By combining strategies, you can diversify your risk, maximize your profit potential, and navigate different market conditions more effectively. This hybrid approach requires a deeper understanding of options trading but offers a more robust framework for managing risk and ensuring steady growth.
7. Key Takeaways for Implementing Safe Options Trading Strategies
To implement the safest options trading strategy, remember these key points:
- Start with a Solid Foundation: Understand the basics of options, including calls, puts, and the Greeks.
- Choose the Right Strategy for Your Risk Tolerance: Covered calls, protective puts, and Iron Condors each serve different market conditions and risk profiles.
- Focus on Risk Management: Set clear limits on potential losses, use stop-loss orders, and monitor your positions regularly.
- Stay Informed and Educated: Options trading requires continuous learning and adaptation to market conditions.
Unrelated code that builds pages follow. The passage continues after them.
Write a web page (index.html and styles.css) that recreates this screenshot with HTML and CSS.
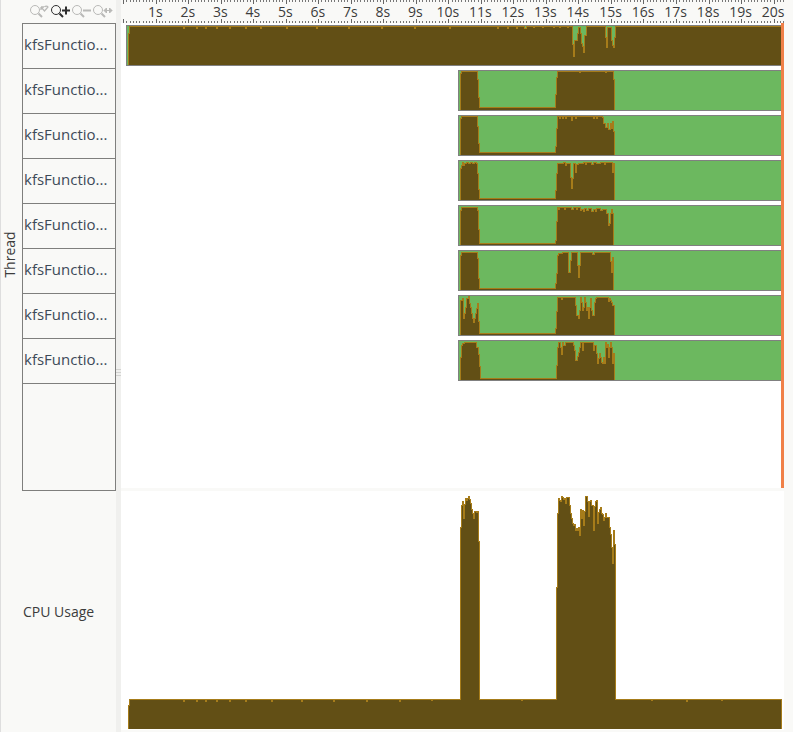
FILE: index.html
```html
<!DOCTYPE html>
<html lang="en">
<head>
    <meta charset="UTF-8">
    <title>Thread timeline</title>
    <link rel="stylesheet" href="styles.css">
</head>
<body>
    <svg width="0" height="0" class="defs">
        <symbol id="lens" viewBox="0 0 14 14">
            <circle cx="6" cy="6" r="4.500" fill="none" stroke="currentColor"/>
            <path d="M9.500 9.500L13 13" stroke="currentColor" stroke-width="2"/>
        </symbol>
    </svg>
    <div class="app">
        <aside class="side">
            <div class="toolbar">
                <svg class="tool off" width="21" height="14" viewBox="0 0 21 14"><use href="#lens" width="14" height="14"/><path d="M12 3l3.500 4 3.500-4c-1-1.500-3-1-3.500 0M12 3v3M12 3h3" fill="none" stroke="currentColor" stroke-width="1.300"/></svg>
                <svg class="tool on" width="21" height="14" viewBox="0 0 21 14"><use href="#lens" width="14" height="14"/><path d="M12 6.500h8M16 2.500v8" fill="none" stroke="currentColor" stroke-width="2"/></svg>
                <svg class="tool off" width="21" height="14" viewBox="0 0 21 14"><use href="#lens" width="14" height="14"/><path d="M12 6.500h8" fill="none" stroke="currentColor" stroke-width="2"/></svg>
                <svg class="tool off" width="21" height="14" viewBox="0 0 21 14"><use href="#lens" width="14" height="14"/><path d="M12 6.500h8M14.500 4l-2.500 2.500 2.500 2.500zM17.500 4l2.500 2.500-2.500 2.500z" fill="currentColor" stroke="currentColor"/></svg>
            </div>
            <div class="thread-panel">
                <div class="axis-label"><span>Thread</span></div>
                <div class="names">
                    <div class="name">kfsFunctio...</div>
                    <div class="name">kfsFunctio...</div>
                    <div class="name">kfsFunctio...</div>
                    <div class="name">kfsFunctio...</div>
                    <div class="name">kfsFunctio...</div>
                    <div class="name">kfsFunctio...</div>
                    <div class="name">kfsFunctio...</div>
                    <div class="name">kfsFunctio...</div>
                    <div class="name name-empty"></div>
                </div>
            </div>
            <div class="cpu-label">CPU Usage</div>
        </aside>
        <div class="splitter"><div class="grip"></div></div>
        <main class="main">
            <div class="ruler">
                <span>1s</span><span>2s</span><span>3s</span><span>4s</span><span>5s</span>
                <span>6s</span><span>7s</span><span>8s</span><span>9s</span><span>10s</span>
                <span>11s</span><span>12s</span><span>13s</span><span>14s</span><span>15s</span>
                <span>16s</span><span>17s</span><span>18s</span><span>19s</span><span>20s</span>
            </div>
            <div class="lanes">
                <svg class="lane lane-full" width="656" height="41" viewBox="0 0 656 41" shape-rendering="crispEdges">
                    <rect class="bg" x="0.500" y="0.500" width="670" height="40"/>
                    <path class="load" d="M2 39V8H3V1H57V3H58V1H70V3H71V1H79V3H80V1H90V3H91V1H103V3H104V1H119V3H120V1H134V3H135V1H160V3H161V1H190V3H191V1H222V3H223V1H255V3H256V1H288V3H289V1H323V3H324V1H371V3H372V1H381V3H382V1H390V3H391V1H398V3H400V1H407V2H408V1H416V2H417V1H427V2H428V1H433V2H434V1H441V2H442V1H446V19H447V31H448V15H450V15H451V8H452V2H454V8H455V18H456V21H457V27H458V10H460V1H479V12H480V22H481V2H484V2H485V15H486V20H487V22H488V12H489V1H655V39"/>
                </svg>
                <svg class="lane" width="324" height="41" viewBox="0 0 324 41" shape-rendering="crispEdges">
                    <rect class="bg" x="0.500" y="0.500" width="340" height="40"/>
                    <path class="load" d="M2 39V3H3V1H19V9H20V27H21V37H97V24H98V7H99V1H121V2H122V1H147V2H148V1H155V9H156V39"/>
                </svg>
                <svg class="lane" width="324" height="41" viewBox="0 0 324 41" shape-rendering="crispEdges">
                    <rect class="bg" x="0.500" y="0.500" width="340" height="40"/>
                    <path class="load" d="M2 39V3H3V1H19V11H20V28H21V37H97V31H98V13H99V1H101V3H102V1H104V3H105V1H107V3H108V1H113V5H114V1H117V3H118V1H135V3H136V1H138V3H139V1H144V2H145V8H147V12H149V8H150V14H152V8H153V13H154V6H155V16H156V39"/>
                </svg>
                <svg class="lane" width="324" height="41" viewBox="0 0 324 41" shape-rendering="crispEdges">
                    <rect class="bg" x="0.500" y="0.500" width="340" height="40"/>
                    <path class="load" d="M2 39V8H3V5H4V2H5V5H6V3H8V2H10V3H12V2H14V3H16V2H18V3H19V13H20V29H21V38H97V30H98V13H99V3H105V2H107V5H108V3H112V17H113V28H114V18H115V3H117V12H118V4H120V3H125V2H127V4H128V2H133V4H135V2H138V3H142V2H146V4H147V2H154V12H155V3H156V39"/>
                </svg>
                <svg class="lane" width="324" height="41" viewBox="0 0 324 41" shape-rendering="crispEdges">
                    <rect class="bg" x="0.500" y="0.500" width="340" height="40"/>
                    <path class="load" d="M2 39V5H3V2H19V5H20V24H21V38H97V35H98V16H99V2H100V4H101V2H106V4H107V2H113V4H115V2H118V4H119V2H122V5H123V4H125V6H126V3H128V5H130V3H133V6H135V4H137V6H138V3H142V5H144V4H148V8H150V20H151V18H152V8H153V4H154V8H155V39"/>
                </svg>
                <svg class="lane" width="324" height="41" viewBox="0 0 324 41" shape-rendering="crispEdges">
                    <rect class="bg" x="0.500" y="0.500" width="340" height="40"/>
                    <path class="load" d="M2 39V5H3V2H19V8H20V28H21V38H97V33H98V23H99V5H100V3H104V2H110V22H112V10H113V2H119V15H120V27H121V15H122V2H134V4H136V2H152V11H153V22H154V7H155V39"/>
                </svg>
                <svg class="lane" width="324" height="41" viewBox="0 0 324 41" shape-rendering="crispEdges">
                    <rect class="bg" x="0.500" y="0.500" width="340" height="40"/>
                    <path class="load" d="M2 39V5H4V3H5V23H6V18H7V12H8V3H10V1H11V8H12V12H13V18H14V23H15V27H16V23H17V18H18V13H19V8H20V26H21V38H97V33H98V16H99V2H103V4H104V2H117V10H118V20H120V23H121V15H122V2H123V7H124V15H125V12H126V2H127V7H128V15H129V12H130V23H131V12H132V3H133V15H134V20H136V7H137V3H138V2H150V6H151V3H152V5H153V7H154V10H156V39"/>
                </svg>
                <svg class="lane" width="324" height="41" viewBox="0 0 324 41" shape-rendering="crispEdges">
                    <rect class="bg" x="0.500" y="0.500" width="340" height="40"/>
                    <path class="load" d="M2 39V17H3V5H4V3H6V2H18V7H20V14H21V26H22V38H98V25H99V7H100V2H102V7H103V14H104V2H105V5H107V2H115V5H116V10H117V20H119V16H120V12H121V7H122V2H124V10H125V2H135V10H136V5H138V13H139V23H140V18H141V13H142V17H143V22H144V23H145V17H146V23H147V2H148V7H149V4H150V17H151V7H152V2H153V7H154V23H155V13H156V39"/>
                </svg>
            </div>
            <div class="marker"></div>
            <div class="cpu-gap"></div>
            <div class="cpu">
                <svg width="663" height="239" viewBox="0 0 663 239" shape-rendering="crispEdges">
                    <path class="load" d="M7 237V214H8V208H62V210H63V208H75V210H76V208H84V210H85V208H95V210H96V208H108V210H109V208H124V210H125V208H150V210H151V208H180V210H181V208H212V210H213V208H245V210H246V208H278V210H279V208H310V209H311V208H339V36H340V14H341V10H342V27H343V13H344V7H345V9H346V7H347V5H348V8H349V12H350V18H351V22H352V27H353V20H355V21H356V20H357V50H358V208H400V209H401V208H435V96H436V22H437V7H438V9H439V10H440V5H441V6H442V8H443V7H444V12H445V6H448V14H449V22H450V27H451V32H452V34H453V33H454V39H455V37H456V39H457V36H458V44H459V18H460V27H461V19H462V34H463V20H464V5H466V10H467V25H468V10H469V9H470V14H472V39H473V15H474V10H475V9H476V32H477V21H478V18H479V16H480V22H481V23H482V29H483V26H484V22H485V26H488V36H489V43H490V56H491V72H492V39H493V53H494V208H530V209H531V208H565V210H566V208H600V209H601V208H660V237"/>
                </svg>
            </div>
        </main>
    </div>
</body>
</html>
```
FILE: styles.css
```css
* {
    box-sizing: border-box;
}
html, body {
    margin: 0;
    height: 100%;
}
body {
    font-family: "Open Sans", sans-serif;
    background-color: #f9f9f7;
    overflow: hidden;
}
.defs {
    position: absolute;
}
.app {
    display: flex;
    width: 793px;
    height: 732px;
    border-left: 1px solid #dedede;
}
.side {
    width: 115px;
    flex: none;
}
.toolbar {
    display: flex;
    height: 23px;
    padding: 4px 0 0 28px;
}
.tool {
    flex: none;
}
.tool.off {
    color: #b9b9b7;
}
.tool.on {
    color: #2e2e2e;
}
.thread-panel {
    display: flex;
    height: 468px;
}
.axis-label {
    width: 21px;
    padding: 0 4px 6px 0;
    display: flex;
    align-items: center;
    justify-content: center;
}
.axis-label span {
    transform: rotate(-90deg);
    font-size: 14px;
    color: #3c3c3c;
}
.names {
    width: 94px;
    border: 1px solid #7f7f7d;
    display: flex;
    flex-direction: column;
}
.name {
    height: 45px;
    border-bottom: 1px solid #7f7f7d;
    font-size: 15px;
    line-height: 41px;
    padding-left: 1px;
    color: #3d4a58;
    white-space: nowrap;
}
.name-empty {
    flex: 1;
    border-bottom: 0;
}
.cpu-label {
    padding: 111px 0 0 22px;
    font-size: 14px;
    color: #3c3c3c;
}
.splitter {
    width: 5px;
    flex: none;
    background-color: #f0f0ee;
    padding-top: 369px;
}
.grip {
    height: 7px;
    background-image: repeating-linear-gradient(180deg, #d2d2d0 0 1px, transparent 1px 3px);
}
.main {
    position: relative;
    width: 663px;
    flex: none;
}
.ruler {
    display: grid;
    grid-template-columns: repeat(20, 32.530px);
    height: 23px;
    margin-left: 2px;
    padding-left: 16px;
    font-size: 14px;
    line-height: 23px;
    color: #3c3c3c;
    text-align: center;
    background-image:
        repeating-linear-gradient(90deg, #666 0 1px, transparent 1px 32.530px),
        repeating-linear-gradient(90deg, #666 0 1px, transparent 1px 32.530px),
        repeating-linear-gradient(90deg, #777 0 1px, transparent 1px 3.253px),
        repeating-linear-gradient(90deg, #777 0 1px, transparent 1px 3.253px);
    background-size: 100% 4px, 100% 4px, 100% 2px, 100% 2px;
    background-position: 0 0, 0 19px, 0 0, 0 21px;
    background-repeat: no-repeat;
}
.lanes {
    height: 465px;
    background-color: #fff;
    padding-top: 2px;
    display: flex;
    flex-direction: column;
    align-items: flex-start;
    gap: 4px;
}
.lane {
    display: block;
    flex: none;
    margin-left: 337px;
}
.lane-full {
    margin-left: 5px;
}
.bg {
    fill: #6cb85f;
    stroke: #808080;
}
.load {
    fill: #624f15;
    stroke: #a67c1a;
    transform: translate(0.500px, 0.500px);
}
.marker {
    position: absolute;
    top: 23px;
    right: 0;
    width: 3px;
    height: 465px;
    background-color: #f08048;
}
.cpu-gap {
    height: 3px;
}
.cpu {
    height: 239px;
    background-color: #fff;
}
.cpu svg {
    display: block;
}
```
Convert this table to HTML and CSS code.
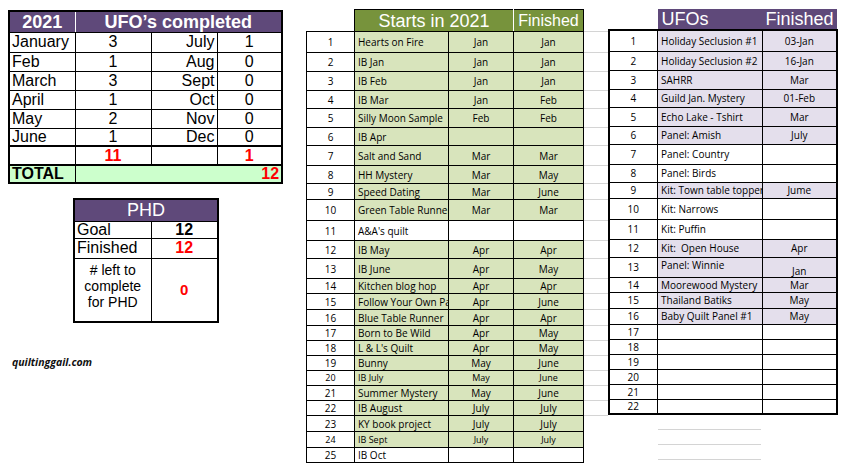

- Combine Strategies for Greater Flexibility: Use a mix of strategies to balance risk and return across different market scenarios.
Conclusion: A Roadmap to Safe and Profitable Options Trading
While no trading strategy is entirely without risk, adopting a well-planned and conservative options strategy can significantly minimize potential losses while generating steady income. By focusing on strategies like Covered Calls, Protective Puts, and Iron Condors, and understanding how to manage risk with tools like the Greeks, traders can build a safe, diversified portfolio that stands the test of time. Whether you’re a novice looking to dip your toes in options trading or a seasoned trader aiming to refine your strategy, these methods offer a clear path to profit with minimal risk.
Ultimately, the safest options trading strategy is one that aligns with your risk tolerance, market outlook, and investment goals, while providing a reliable framework for managing potential losses and capturing gains.